Check if the ratios of corresponding sides are equal:
$$\frac{\text{length of ABCD}}{\text{length of EFGH}} = \frac{12}{9} = \frac{4}{3}$$
$$\frac{\text{width of ABCD}}{\text{width of EFGH}} = \frac{8}{6} = \frac{4}{3}$$
Both ratios equal $\frac{4}{3}$, so the sides are proportional.
Yes, the rectangles are similar with scale factor $\frac{4}{3}$ (or $\frac{3}{4}$ going from ABCD to EFGH).
Note: Not all rectangles are similar! A 12 by 8 rectangle is not similar to a 12 by 4 rectangle because $\frac{12}{12} = 1$ but $\frac{8}{4} = 2$. The ratios do not match.
$\triangle ABC \sim \triangle XYZ$. Given $AB = 5$, $BC = 7$, $AC = 8$, and $XY = 15$, find $YZ$ and $XZ$.
Solution:
First, find the scale factor using the known corresponding sides $AB$ and $XY$:
$$k = \frac{XY}{AB} = \frac{15}{5} = 3$$
The second triangle is 3 times as large as the first.

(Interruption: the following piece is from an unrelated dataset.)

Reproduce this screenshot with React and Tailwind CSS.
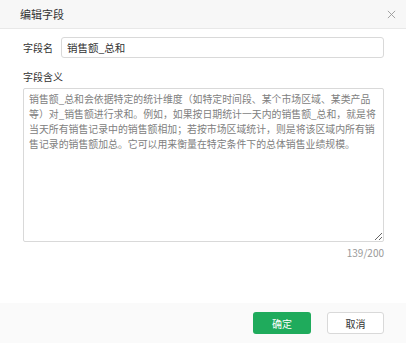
import React, { useState } from 'react';

const FONT = { fontFamily: '"Microsoft YaHei", "Noto Sans CJK SC", "Noto Sans", sans-serif' };

const DESC =
  '销售额_总和会依据特定的统计维度（如特定时间段、某个市场区域、某类产品等）对_销售额进行求和。例如，如果按日期统计一天内的销售额_总和，就是将当天所有销售记录中的销售额相加；若按市场区域统计，则是将该区域内所有销售记录的销售额加总。它可以用来衡量在特定条件下的总体销售业绩规模。';

export default function App() {
  const [name, setName] = useState('销售额_总和');
  const [desc, setDesc] = useState(DESC);

  return (
    <div className="w-[406px] h-[343px] flex flex-col bg-white overflow-hidden" style={FONT}>
      {/* Header */}
      <div className="h-[29px] shrink-0 flex items-center justify-between pl-[20px] pr-[7px] bg-[#f7f7f7] border-b border-[#e8e8e8]">
        <span className="text-[11px] text-[#333]">编辑字段</span>
        <button className="w-[16px] h-[16px] flex items-center justify-center text-[#999]">
          <svg width="9" height="9" viewBox="0 0 10 10" fill="none" stroke="currentColor" strokeWidth="1">
            <path d="M1 1L9 9M9 1L1 9" />
          </svg>
        </button>
      </div>

      {/* Body */}
      <div className="flex-1 flex flex-col pl-[23px] pr-[22px] pt-[8px]">
        <div className="flex items-center">
          <label className="w-[38px] shrink-0 text-[10px] text-[#333]">字段名</label>
          <input
            className="flex-1 h-[21px] border border-[#d9d9d9] rounded-[3px] px-[5px] text-[10.5px] text-[#333] outline-none"
            value={name}
            onChange={(e) => setName(e.target.value)}
          />
        </div>

        <label className="mt-[11px] mb-[4px] text-[10px] leading-[15px] text-[#333]">字段含义</label>
        <textarea
          className="h-[154px] border border-[#d9d9d9] rounded-[2px] px-[5px] py-[3px] text-[9.9px] leading-[15px] text-[#808080] outline-none"
          value={desc}
          onChange={(e) => setDesc(e.target.value)}
        />
        <div className="mt-[4px] text-right text-[10px] leading-[14px] text-[#999]">{desc.length}/200</div>
      </div>

      {/* Footer */}
      <div className="h-[40px] shrink-0 flex items-center justify-end gap-[16px] pr-[22px] bg-[#fafafa]">
        <button className="w-[58px] h-[22px] rounded-[3px] bg-[#1fab5c] text-white text-[10px]">确定</button>
        <button className="w-[57px] h-[22px] rounded-[3px] border border-[#d9d9d9] bg-white text-[#333] text-[10px]">取消</button>
      </div>
    </div>
  );
}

Now find the missing sides:
$$YZ = BC \times k = 7 \times 3 = 21$$
$$XZ = AC \times k = 8 \times 3 = 24$$
The missing sides are $\boxed{YZ = 21}$ and $\boxed{XZ = 24}$.
Check: Verify that all ratios are equal:
- $\frac{XY}{AB} = \frac{15}{5} = 3$
- $\frac{YZ}{BC} = \frac{21}{7} = 3$
- $\frac{XZ}{AC} = \frac{24}{8} = 3$
All ratios equal 3. Confirmed!
Two similar pentagons have perimeters of 35 inches and 56 inches. What is the scale factor from the smaller pentagon to the larger pentagon? If one side of the smaller pentagon is 9 inches, what is the corresponding side of the larger pentagon?
Solution:
Since the pentagons are similar, the ratio of their perimeters equals the scale factor.
$$k = \frac{\text{Perimeter of larger}}{\text{Perimeter of smaller}} = \frac{56}{35} = \frac{8}{5} = 1.6$$
The scale factor is $\boxed{k = \frac{8}{5}}$ (or 1.6).
To find the corresponding side of the larger pentagon:
$$\text{Larger side} = \text{Smaller side} \times k = 9 \times \frac{8}{5} = \frac{72}{5} = 14.4 \text{ inches}$$
The corresponding side of the larger pentagon is $\boxed{14.4 \text{ inches}}$.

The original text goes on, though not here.